We walk over to the adjoining lane and stumble upon a brightly-coloured wall with the faces of many people on it. In a successful attempt to be inclusive, St+art collaborated with Aravani Art Project, the transgender community of Delhi and helped them paint their first mural in Delhi in front of the local school of Lodhi Colony. The collective is known for painting large scale portraits of transwomen from across the country to combat stigma and stereotypes against the community. Their wall in Lodhi Colony is a retrospective on their body of work and brings together delicate portraits of women they have worked with in the past as well as sketches of those women who have shaped their philosophies. 15 transwomen and several volunteers contributed to the execution of the wall and I am told that they deliberately chose a wall in front of a school to display their art so that curious children might inquire about it and learn a thing or two about being accepting. Perhaps one thing St+art may have to work on is inviting more female artists to be part of their roster; at present roughly 80 per cent of their murals are the handiwork of established male artists. In fact, it’s ironic to see an artwork that’s an ode to Indian women and femininity being painted by a man, even if he is as brilliant as Sajid Wajid Shaikh.

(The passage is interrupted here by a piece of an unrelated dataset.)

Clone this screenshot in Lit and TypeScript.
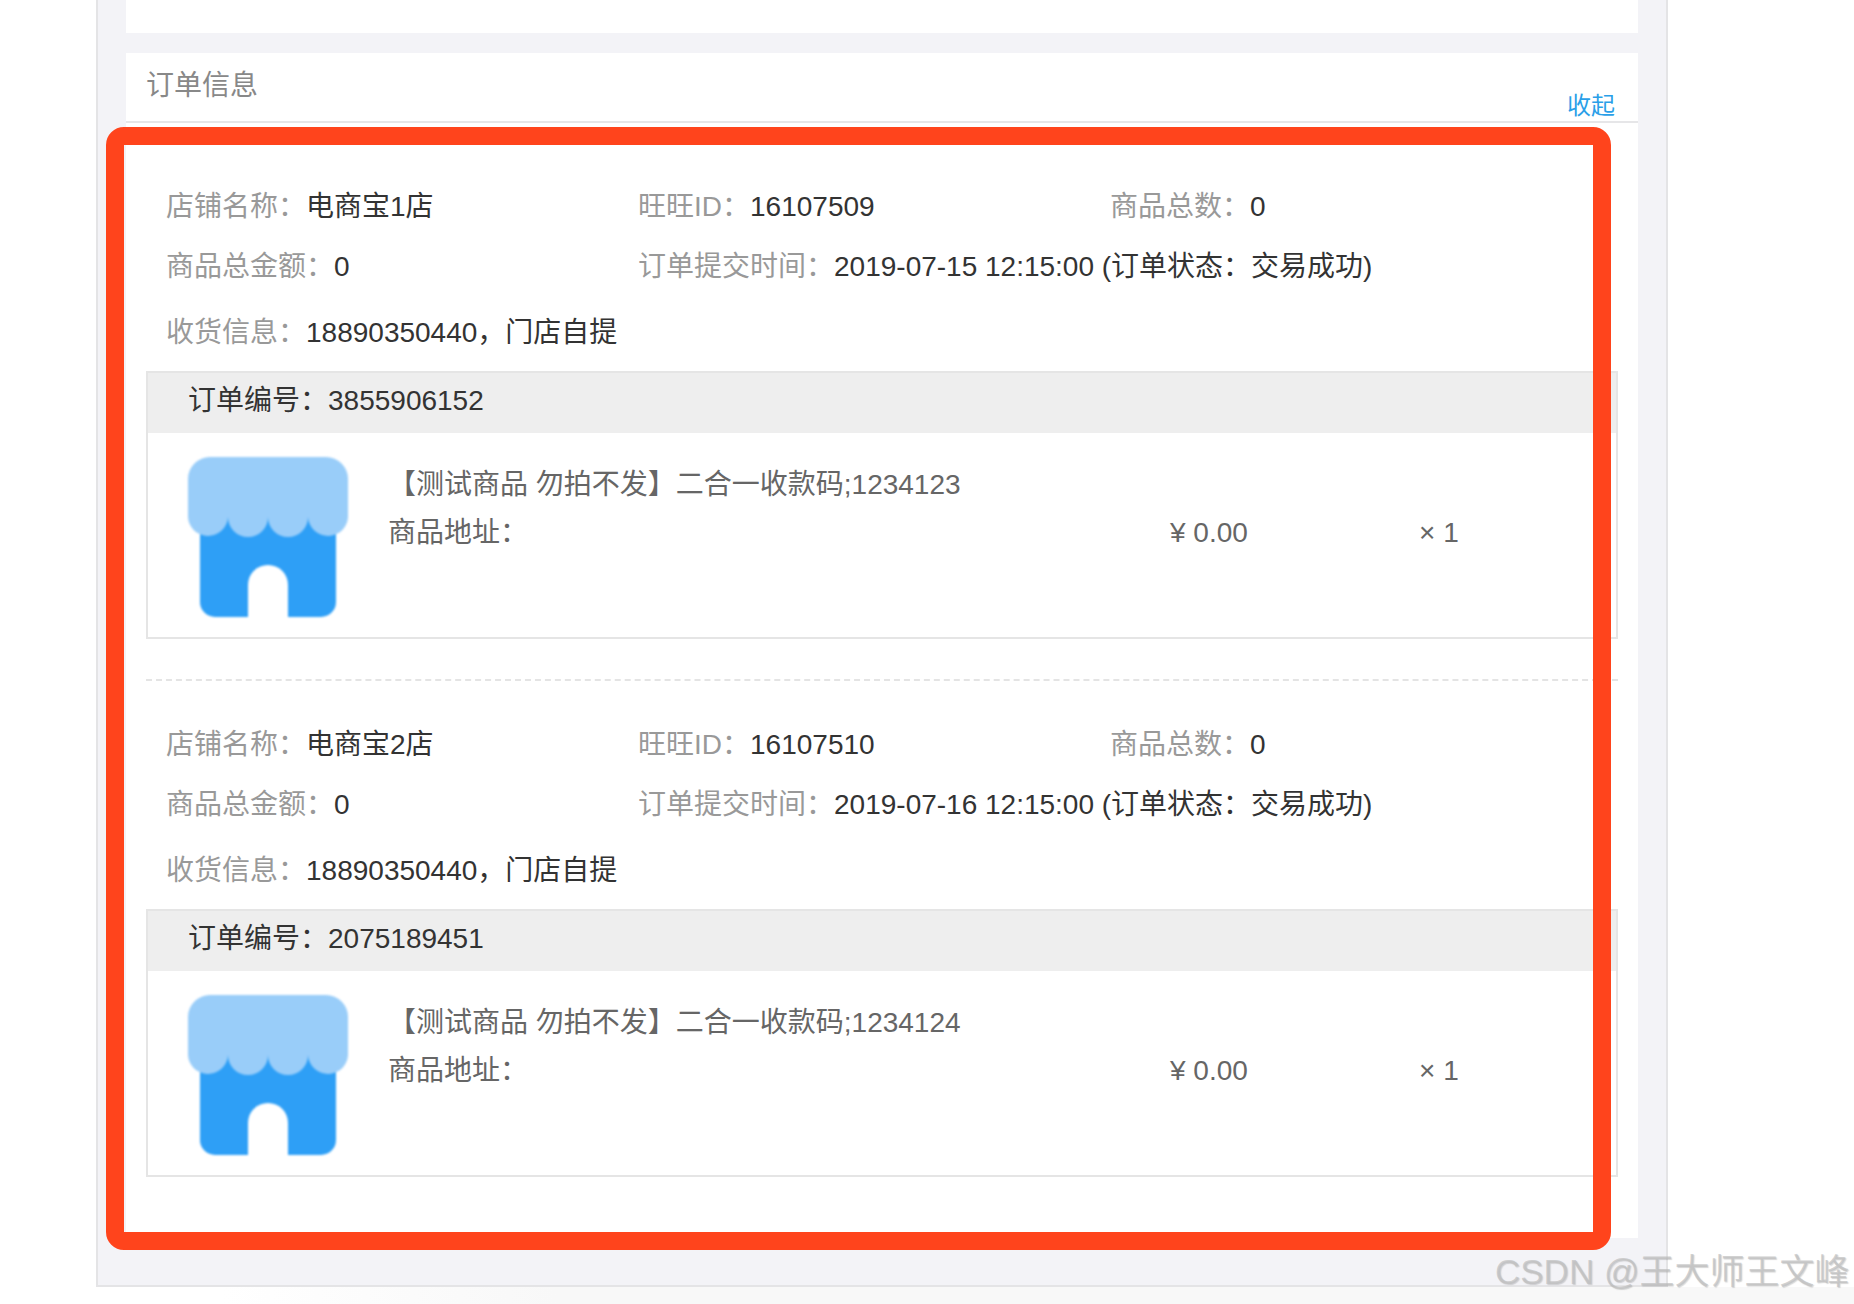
import { LitElement, html, css, svg } from "lit";
import { customElement } from "lit/decorators.js";

interface Order {
  shop: string;
  wangwang: string;
  time: string;
  no: string;
  goods: string;
}

const ORDERS: Order[] = [
  { shop: "电商宝1店", wangwang: "16107509", time: "2019-07-15 12:15:00", no: "3855906152", goods: "【测试商品 勿拍不发】二合一收款码;1234123" },
  { shop: "电商宝2店", wangwang: "16107510", time: "2019-07-16 12:15:00", no: "2075189451", goods: "【测试商品 勿拍不发】二合一收款码;1234124" },
];

const shopIcon = svg`
  <rect x="12" y="40" width="136" height="120" rx="15" fill="#2e9ff6"></rect>
  <path d="M60 160V128a20 20 0 0 1 40 0V160Z" fill="#fff"></path>
  <path d="M22 0H138A22 22 0 0 1 160 22V58A20 20 0 0 1 120 60A20 20 0 0 1 80 60A20 20 0 0 1 40 60A20 20 0 0 1 0 58V22A22 22 0 0 1 22 0Z" fill="#99cdf9"></path>
`;

@customElement("app-root")
export class AppRoot extends LitElement {
  static styles = css`
    :host {
      display: block;
      position: relative;
      width: 1854px;
      height: 1304px;
      overflow: hidden;
      background: #fff;
      font-family: "Liberation Sans", "Noto Sans CJK SC", sans-serif;
      font-size: 28px;
      color: #333;
    }
    .panel {
      box-sizing: border-box;
      width: 1572px;
      height: 1287px;
      margin-left: 96px;
      padding: 0 28px;
      background: #f3f3f7;
      border: 2px solid #e4e4e6;
      border-top: 0;
    }
    .top-card {
      height: 33px;
      background: #fff;
    }
    .card {
      margin-top: 20px;
      background: #fff;
      height: 1185px;
    }
    .card-head {
      display: flex;
      justify-content: space-between;
      height: 68px;
      padding: 0 23px 0 20px;
      border-bottom: 2px solid #e6e6e8;
    }
    .card-title {
      line-height: 66px;
      color: #888;
    }
    .toggle {
      align-self: flex-end;
      font-size: 24px;
      line-height: 30px;
      color: #2a9fe8;
    }
    .orders {
      padding: 54px 20px 0 20px;
    }
    .divider {
      margin: 40px 0 34px;
      border-top: 2px dashed #e4e4e4;
    }
    .row {
      display: grid;
      grid-template-columns: 472px 472px 1fr;
      height: 60px;
      line-height: 60px;
      padding-left: 20px;
    }
    .row.wide {
      grid-template-columns: 472px 1fr;
    }
    .row.address {
      margin-top: 6px;
      margin-bottom: 8px;
      grid-template-columns: 1fr;
    }
    .label {
      color: #999;
    }
    .box {
      border: 2px solid #e5e5e5;
    }
    .box-head {
      height: 60px;
      padding-left: 40px;
      line-height: 56px;
      background: #eee;
    }
    .box-body {
      display: flex;
      height: 204px;
      box-sizing: border-box;
      padding: 24px 0 0 40px;
      color: #666;
    }
    .thumb {
      width: 160px;
      height: 160px;
      flex: none;
      filter: blur(1px);
    }
    .goods {
      width: 782px;
      margin-left: 40px;
      margin-top: 4px;
      line-height: 48px;
    }
    .price {
      width: 249px;
      line-height: 48px;
      margin-top: 52px;
    }
    .qty {
      line-height: 48px;
      margin-top: 52px;
    }
    .strip {
      height: 17px;
      background: linear-gradient(90deg, #fff 12%, #f8f8f8 30%, #f8f8f8 100%);
    }
    .annotation {
      position: absolute;
      left: 106px;
      top: 127px;
      width: 1505px;
      height: 1123px;
      box-sizing: border-box;
      border: 18px solid #ff441c;
      border-radius: 18px;
    }
    .watermark {
      position: absolute;
      left: 1495px;
      top: 1250px;
      font-size: 35px;
      line-height: 44px;
      white-space: nowrap;
      color: rgba(190, 190, 190, 0.7);
      text-shadow: 1px 1px 1px rgba(120, 120, 120, 0.3);
    }
  `;

  private renderOrder(o: Order, index: number) {
    return html`
      ${index > 0 ? html`<div class="divider"></div>` : ""}
      <div class="row">
        <div><span class="label">店铺名称：</span>${o.shop}</div>
        <div><span class="label">旺旺ID：</span>${o.wangwang}</div>
        <div><span class="label">商品总数：</span>0</div>
      </div>
      <div class="row wide">
        <div><span class="label">商品总金额：</span>0</div>
        <div><span class="label">订单提交时间：</span>${o.time} (订单状态：交易成功)</div>
      </div>
      <div class="row address">
        <div><span class="label">收货信息：</span>18890350440，门店自提</div>
      </div>
      <div class="box">
        <div class="box-head">订单编号：${o.no}</div>
        <div class="box-body">
          <svg class="thumb" viewBox="0 0 160 160">${shopIcon}</svg>
          <div class="goods">
            <div>${o.goods}</div>
            <div>商品地址：</div>
          </div>
          <div class="price">¥ 0.00</div>
          <div class="qty">× 1</div>
        </div>
      </div>
    `;
  }

  render() {
    return html`
      <div class="panel">
        <div class="top-card"></div>
        <div class="card">
          <div class="card-head">
            <div class="card-title">订单信息</div>
            <div class="toggle">收起</div>
          </div>
          <div class="orders">${ORDERS.map((o, i) => this.renderOrder(o, i))}</div>
        </div>
      </div>
      <div class="strip"></div>
      <div class="annotation"></div>
      <div class="watermark">CSDN @王大师王文峰</div>
    `;
  }
}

I have to say that one theme that stood out for me most was the various artists’ interpretations of time. DAKU’s typographic piece ingeniously visualised the concept of time by playing with letters and shadows. The oldest forms of measuring time were sundials used by the Egyptians as early as 1500 BC, and this piece took that concept to a new level by mounting several words on the wall which cast an evolving shadow through the day. The words in this piece not only speak about the ephemeral nature of street art — most of the letters have been ravaged by pigeons making the words illegible — but also highlights all the things in life which assume different meanings throughout the course of our lives. We drove over to the installation display at KONA where we came across Singaporean artists Yok and Sheryo’s Temple of Indulgence from the year 3001 which is a shrine to social media and documents the adoration and devotion bestowed upon memes, apps, fake news and selfies and the resulting social unrest, extreme narcissism and IQ degradation. The temple is watched over by cult-meme-turned-enlightened-guru Nyan cat who has gained millions of followers over the years and is a fitting commentary on a generation that has access to vast knowledge and technology but uses only the inconsequential. Next up, in the spirit of envisioning the future — was Ficus Benghalensis which operates on the premise that humans will have wiped out every form of terrestrial ecosystem by the year 2070. To view any form of plant life, we will have to visit The Museum of Flora, where the rarest collection of plants will exist in the form of Bonsais. The Ficus Benghalensis — Indian Banyan Tree — was presented in the form of a small bonsai which has a soul that reacts to the human presence. Of course, our curiosity led us closer to it, triggering an infrared beam that caused the plant to take on the face of an angry human and chide us for being fully aware of the deteriorating condition of our planet, but not doing anything to reverse years of environmental damage.
Finally, merging the decline of our generation with the concept of time was Hanif Kureshi’s ‘confetti room’ which required its occupants to wade through a room of thermocol balls. The artist meant to demonstrate how the social network is becoming denser each year, expanding beyond the geographical restrictions of the real world and as we surf through it compulsively, each molecule within it clings to us even as we surf out of it and exit those apps. And surely enough, confetti was flowing out of my pockets and had gotten tangled in my hair even after I had brushed myself off violently. Art does have a funny way of making you consider your lifestyle choices and Kureshi’s bordered on Black Mirror-level provoking.